The day after California’s law banning the production and sale of foie gras took effect on July 1, 2012, producers and restaurateurs sued to overturn it. They sought—but were denied—an injunction against the law as the case was being adjudicated. The district court’s decision to deny the injunction was upheld by the Ninth Circuit Court of Appeals. The appeals panel disagreed with the plaintiffs’ argument that the ban “‘does nothing’” to prevent animal cruelty in California, noting that the plaintiffs had “presented no evidence that [the law] is an ineffective means of advancing that goal” and “give us no reason to doubt that the State believed that the sales ban in California may … prevent complicity in a practice that it deemed cruel to animals.” In October 2014, the US Supreme Court refused to take up the injunction appeal. The foie gras ban, therefore, remained in place, awaiting a decision on the underlying case.

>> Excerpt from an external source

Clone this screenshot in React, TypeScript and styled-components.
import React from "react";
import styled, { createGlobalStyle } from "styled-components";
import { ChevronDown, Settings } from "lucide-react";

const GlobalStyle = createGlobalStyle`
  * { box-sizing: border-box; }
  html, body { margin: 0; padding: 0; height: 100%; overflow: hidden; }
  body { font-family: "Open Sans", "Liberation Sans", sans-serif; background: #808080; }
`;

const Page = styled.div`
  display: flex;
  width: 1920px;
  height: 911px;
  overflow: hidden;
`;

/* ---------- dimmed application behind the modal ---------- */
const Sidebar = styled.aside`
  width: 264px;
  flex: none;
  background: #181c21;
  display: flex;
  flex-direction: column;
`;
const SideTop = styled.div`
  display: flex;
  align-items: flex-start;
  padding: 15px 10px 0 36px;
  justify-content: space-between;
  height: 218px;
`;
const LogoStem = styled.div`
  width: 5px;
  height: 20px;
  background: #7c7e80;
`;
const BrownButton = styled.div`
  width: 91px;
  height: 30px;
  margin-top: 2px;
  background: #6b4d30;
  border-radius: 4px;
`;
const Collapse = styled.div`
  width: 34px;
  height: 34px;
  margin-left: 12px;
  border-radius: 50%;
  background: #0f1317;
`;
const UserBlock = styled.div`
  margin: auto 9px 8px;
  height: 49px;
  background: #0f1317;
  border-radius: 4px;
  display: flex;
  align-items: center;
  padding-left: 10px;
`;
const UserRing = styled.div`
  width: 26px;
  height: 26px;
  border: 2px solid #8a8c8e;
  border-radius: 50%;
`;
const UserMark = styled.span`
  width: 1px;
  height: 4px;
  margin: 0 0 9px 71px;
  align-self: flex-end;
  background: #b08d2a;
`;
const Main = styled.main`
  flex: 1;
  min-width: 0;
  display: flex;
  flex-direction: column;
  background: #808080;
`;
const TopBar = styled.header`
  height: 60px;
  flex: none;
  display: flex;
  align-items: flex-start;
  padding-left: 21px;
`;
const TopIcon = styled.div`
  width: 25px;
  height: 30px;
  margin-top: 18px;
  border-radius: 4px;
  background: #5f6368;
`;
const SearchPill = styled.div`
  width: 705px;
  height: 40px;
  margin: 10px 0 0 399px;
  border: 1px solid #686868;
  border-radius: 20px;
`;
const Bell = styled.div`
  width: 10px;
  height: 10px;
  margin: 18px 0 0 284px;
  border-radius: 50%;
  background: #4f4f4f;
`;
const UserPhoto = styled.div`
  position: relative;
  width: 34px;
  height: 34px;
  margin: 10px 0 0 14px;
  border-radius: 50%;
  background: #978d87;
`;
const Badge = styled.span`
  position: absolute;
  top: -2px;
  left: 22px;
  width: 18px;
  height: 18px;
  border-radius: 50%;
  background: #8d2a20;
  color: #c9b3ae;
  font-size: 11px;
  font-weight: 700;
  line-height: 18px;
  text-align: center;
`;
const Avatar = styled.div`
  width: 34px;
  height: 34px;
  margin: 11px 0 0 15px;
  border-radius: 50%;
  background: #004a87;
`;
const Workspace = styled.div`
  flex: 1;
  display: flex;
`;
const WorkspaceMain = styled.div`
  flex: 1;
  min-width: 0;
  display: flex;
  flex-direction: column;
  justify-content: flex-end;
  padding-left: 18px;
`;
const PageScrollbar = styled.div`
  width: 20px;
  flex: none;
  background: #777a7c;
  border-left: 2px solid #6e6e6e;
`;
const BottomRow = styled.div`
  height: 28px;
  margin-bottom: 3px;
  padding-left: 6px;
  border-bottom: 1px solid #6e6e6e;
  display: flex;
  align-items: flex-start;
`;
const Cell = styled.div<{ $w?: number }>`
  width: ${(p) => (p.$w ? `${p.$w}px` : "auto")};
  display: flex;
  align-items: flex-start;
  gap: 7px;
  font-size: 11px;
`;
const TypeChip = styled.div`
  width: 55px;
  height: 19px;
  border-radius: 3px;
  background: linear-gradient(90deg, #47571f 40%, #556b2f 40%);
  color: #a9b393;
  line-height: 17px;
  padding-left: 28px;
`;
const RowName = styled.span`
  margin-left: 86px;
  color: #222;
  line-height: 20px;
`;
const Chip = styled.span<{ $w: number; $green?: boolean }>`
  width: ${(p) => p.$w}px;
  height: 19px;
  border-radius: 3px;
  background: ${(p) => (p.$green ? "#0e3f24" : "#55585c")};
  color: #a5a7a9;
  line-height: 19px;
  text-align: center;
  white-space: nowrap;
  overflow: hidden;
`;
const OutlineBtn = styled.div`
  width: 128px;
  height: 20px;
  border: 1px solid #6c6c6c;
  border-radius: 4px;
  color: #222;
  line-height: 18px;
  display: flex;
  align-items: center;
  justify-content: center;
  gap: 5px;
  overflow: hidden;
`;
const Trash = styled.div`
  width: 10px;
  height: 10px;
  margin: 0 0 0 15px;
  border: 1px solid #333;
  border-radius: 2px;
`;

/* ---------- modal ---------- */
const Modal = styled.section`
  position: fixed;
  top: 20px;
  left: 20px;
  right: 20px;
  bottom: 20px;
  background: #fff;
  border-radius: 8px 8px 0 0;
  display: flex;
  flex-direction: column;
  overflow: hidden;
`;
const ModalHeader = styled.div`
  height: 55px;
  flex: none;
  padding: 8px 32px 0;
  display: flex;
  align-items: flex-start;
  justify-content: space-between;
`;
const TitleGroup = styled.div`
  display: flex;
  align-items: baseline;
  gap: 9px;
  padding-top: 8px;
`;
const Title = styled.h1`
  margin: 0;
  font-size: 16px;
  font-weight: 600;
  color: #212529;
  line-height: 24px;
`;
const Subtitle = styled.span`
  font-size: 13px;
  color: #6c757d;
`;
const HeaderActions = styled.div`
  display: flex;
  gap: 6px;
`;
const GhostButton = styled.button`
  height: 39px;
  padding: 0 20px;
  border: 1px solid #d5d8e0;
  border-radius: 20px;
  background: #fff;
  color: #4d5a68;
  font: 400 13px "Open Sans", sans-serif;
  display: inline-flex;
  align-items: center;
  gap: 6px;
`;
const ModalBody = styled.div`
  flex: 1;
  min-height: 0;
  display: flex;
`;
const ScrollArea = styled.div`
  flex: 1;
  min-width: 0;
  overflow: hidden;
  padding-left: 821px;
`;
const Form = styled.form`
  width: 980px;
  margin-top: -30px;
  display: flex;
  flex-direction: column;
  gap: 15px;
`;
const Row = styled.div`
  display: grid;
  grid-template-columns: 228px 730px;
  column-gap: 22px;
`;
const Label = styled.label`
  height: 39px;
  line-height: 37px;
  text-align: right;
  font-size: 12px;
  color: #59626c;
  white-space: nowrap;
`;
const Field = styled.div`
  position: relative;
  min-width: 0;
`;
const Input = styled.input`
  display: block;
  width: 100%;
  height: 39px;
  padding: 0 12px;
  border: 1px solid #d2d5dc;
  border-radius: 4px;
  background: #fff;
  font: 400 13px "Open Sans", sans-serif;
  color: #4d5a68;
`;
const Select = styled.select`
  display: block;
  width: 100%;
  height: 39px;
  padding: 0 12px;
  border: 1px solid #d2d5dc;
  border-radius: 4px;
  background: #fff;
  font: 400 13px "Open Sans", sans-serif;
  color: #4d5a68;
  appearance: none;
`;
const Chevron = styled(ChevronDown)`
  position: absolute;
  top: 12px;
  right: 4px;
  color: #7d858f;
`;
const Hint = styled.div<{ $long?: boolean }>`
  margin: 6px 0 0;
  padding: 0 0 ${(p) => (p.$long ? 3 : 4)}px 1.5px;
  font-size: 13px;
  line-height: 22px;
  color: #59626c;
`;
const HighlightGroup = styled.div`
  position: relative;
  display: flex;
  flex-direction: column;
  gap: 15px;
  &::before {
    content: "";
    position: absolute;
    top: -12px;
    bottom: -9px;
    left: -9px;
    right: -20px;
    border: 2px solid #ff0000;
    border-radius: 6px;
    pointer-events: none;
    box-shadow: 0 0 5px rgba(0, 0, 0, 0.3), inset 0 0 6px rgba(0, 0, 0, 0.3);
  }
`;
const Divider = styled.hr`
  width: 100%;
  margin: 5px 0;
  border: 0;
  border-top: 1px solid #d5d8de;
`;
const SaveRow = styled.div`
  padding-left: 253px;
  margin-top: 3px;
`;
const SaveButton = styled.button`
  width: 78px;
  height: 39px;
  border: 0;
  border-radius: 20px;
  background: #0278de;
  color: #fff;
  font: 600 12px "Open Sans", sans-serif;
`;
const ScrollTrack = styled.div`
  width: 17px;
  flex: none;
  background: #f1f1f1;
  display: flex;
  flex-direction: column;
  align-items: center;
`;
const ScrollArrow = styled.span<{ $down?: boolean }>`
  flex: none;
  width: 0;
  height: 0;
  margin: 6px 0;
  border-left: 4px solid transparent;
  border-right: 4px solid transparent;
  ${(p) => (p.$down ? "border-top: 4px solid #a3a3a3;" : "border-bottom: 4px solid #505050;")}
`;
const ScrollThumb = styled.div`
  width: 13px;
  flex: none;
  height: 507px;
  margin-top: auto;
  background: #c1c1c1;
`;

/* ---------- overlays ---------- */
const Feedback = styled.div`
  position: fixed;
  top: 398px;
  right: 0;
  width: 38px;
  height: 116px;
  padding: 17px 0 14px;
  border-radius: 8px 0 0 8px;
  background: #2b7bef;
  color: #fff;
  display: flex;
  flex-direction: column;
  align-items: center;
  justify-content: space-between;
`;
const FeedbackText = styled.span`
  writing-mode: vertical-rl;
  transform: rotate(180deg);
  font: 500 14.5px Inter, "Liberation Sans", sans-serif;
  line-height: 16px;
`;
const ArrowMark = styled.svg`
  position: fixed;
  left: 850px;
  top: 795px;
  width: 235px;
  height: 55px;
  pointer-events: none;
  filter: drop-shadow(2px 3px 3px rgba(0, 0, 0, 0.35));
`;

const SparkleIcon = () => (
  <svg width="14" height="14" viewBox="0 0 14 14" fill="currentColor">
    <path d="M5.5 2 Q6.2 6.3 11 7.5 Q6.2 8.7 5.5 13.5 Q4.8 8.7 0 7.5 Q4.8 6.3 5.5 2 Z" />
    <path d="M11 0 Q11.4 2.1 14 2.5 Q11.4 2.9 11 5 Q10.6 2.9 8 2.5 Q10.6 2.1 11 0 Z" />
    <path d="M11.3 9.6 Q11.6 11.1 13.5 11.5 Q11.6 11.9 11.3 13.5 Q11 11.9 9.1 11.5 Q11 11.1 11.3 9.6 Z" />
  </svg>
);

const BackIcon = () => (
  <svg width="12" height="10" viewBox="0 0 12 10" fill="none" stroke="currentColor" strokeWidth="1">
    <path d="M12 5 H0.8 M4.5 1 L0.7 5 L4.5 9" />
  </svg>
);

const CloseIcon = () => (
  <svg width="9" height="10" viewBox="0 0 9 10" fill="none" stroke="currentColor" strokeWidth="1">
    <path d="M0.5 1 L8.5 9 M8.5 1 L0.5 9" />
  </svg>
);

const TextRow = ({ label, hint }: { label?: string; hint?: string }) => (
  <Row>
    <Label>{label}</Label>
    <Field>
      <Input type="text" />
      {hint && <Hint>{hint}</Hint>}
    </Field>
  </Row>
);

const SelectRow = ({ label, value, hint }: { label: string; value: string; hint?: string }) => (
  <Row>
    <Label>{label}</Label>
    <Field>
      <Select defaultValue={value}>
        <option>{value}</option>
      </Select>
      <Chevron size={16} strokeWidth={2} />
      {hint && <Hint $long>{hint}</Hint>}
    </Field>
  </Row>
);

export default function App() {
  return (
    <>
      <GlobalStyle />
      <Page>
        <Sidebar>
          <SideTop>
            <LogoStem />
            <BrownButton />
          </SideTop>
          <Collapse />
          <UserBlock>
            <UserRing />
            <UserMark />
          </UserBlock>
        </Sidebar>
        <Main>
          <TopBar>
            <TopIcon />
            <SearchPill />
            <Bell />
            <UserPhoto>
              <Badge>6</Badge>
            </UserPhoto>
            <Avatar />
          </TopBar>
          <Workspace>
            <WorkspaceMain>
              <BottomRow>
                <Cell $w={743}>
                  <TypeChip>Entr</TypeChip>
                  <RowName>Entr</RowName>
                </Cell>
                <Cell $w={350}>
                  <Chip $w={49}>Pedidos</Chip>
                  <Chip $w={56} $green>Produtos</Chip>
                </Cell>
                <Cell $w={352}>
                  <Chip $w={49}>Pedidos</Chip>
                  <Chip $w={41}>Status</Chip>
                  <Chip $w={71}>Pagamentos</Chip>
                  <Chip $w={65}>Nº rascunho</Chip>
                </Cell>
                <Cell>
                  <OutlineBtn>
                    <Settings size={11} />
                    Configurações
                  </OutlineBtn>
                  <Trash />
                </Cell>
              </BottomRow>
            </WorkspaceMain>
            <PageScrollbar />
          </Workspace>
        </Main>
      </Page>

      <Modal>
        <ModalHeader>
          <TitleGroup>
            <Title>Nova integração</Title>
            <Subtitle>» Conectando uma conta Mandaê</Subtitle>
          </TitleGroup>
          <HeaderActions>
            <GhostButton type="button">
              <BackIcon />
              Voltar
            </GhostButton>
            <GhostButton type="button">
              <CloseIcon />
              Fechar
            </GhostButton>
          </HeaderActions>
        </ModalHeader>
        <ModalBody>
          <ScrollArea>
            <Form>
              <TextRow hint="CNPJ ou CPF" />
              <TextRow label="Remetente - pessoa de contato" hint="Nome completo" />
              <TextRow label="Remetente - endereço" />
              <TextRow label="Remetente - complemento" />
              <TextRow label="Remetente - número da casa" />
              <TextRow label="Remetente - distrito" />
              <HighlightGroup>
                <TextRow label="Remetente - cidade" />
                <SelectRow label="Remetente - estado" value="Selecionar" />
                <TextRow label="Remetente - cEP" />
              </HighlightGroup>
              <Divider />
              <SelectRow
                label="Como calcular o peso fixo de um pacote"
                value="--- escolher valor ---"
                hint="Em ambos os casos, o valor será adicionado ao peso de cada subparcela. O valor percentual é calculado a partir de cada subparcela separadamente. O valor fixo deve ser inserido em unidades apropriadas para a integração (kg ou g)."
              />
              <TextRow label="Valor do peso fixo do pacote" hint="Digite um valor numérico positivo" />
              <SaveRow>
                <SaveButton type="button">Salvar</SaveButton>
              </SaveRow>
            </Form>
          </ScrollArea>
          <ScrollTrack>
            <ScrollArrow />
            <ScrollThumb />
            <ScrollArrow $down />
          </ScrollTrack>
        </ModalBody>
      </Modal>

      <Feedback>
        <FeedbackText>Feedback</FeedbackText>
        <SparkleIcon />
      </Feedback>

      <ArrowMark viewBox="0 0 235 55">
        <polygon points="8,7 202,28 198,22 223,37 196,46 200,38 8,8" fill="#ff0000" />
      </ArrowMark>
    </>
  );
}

Alas, the victory was short-lived. On January 7, 2015, Judge Stephen V. Wilson—the same district court judge who denied the injunction—overturned the ban on foie gras sales. (A ban on the production of foie gras still stands.) Judge Wilson ruled that the federal Poultry Products Inspection Act preempts the state law. In deciding that banning the sale only of foie gras produced from the liver of force-fed birds imposes an “ingredient requirement” not found in federal law, Judge Wilson wrote that “California cannot regulate foie gras products’ ingredients by creatively phrasing its law in terms of the manner in which those ingredients were produced.”
On February 4, California Attorney General Kamala Harris filed an appeal—sending the case back to the Ninth Circuit. But until the appeal is heard, unfortunately, foie gras is back on the menu in California.